Ethics and Political Philosophy | Indigenous Studies | Native American Studies | Other Philosophy

Keywords

Native American, Indigenous, Kinship Ontology, American Indian, Choctaw Nation, Native Identity

Abstract

Indigenous identities in North America are much more complex than generally assumed. No single definition of “Native (American),” “(American) Indian,” or related terms provides a set of necessary and sufficient conditions that accurately or usefully describe all and only the right individuals and communities. I argue that understanding Native identities in the contemporary context requires examining multiple interconnected dimensions of Nativeness, articulated here as Enrollment and Recognition, Tribal Ethnicities, Native Race, Indian Panethnicity, and Indigenous Nationhood.

In the U.S., Indigenous identities are usually oversimplified as either Enrollment in a Recognized Tribe or as Native Race. While both of these aspects of Nativeness are undeniably important, neither alone (or both jointly) can offer a complete picture of Native identity that is useful and accurate. A fuller understanding of Nativeness also includes Tribal Ethnicities, Indian Panethnicity, and Indigenous Nationhood. Different individuals—including the author—may rightly be considered Native in one sense and not-Native in another. Right now, these aspects of Nativeness are like a tangled net, with different aspects often being elided or confused one for another in ways that harm and erase Natives and sever settler colonial projects.

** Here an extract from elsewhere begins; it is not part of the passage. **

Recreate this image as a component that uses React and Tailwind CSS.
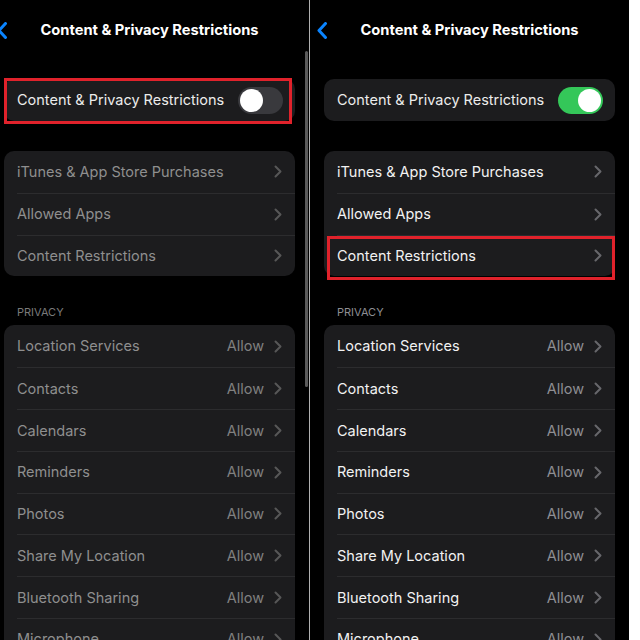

Making sense of Native identities requires examining them in light of Indigenous social ontologies that are fundamentally relational and conceive of persons and the land as constitutively interconnected by kinship relations defined by reciprocal responsibilities. Each aspect of Nativeness articulated in this dissertation is an expression of Native social ontologies, a response to the settler colonial suppression of Native ways of life, or a combination thereof.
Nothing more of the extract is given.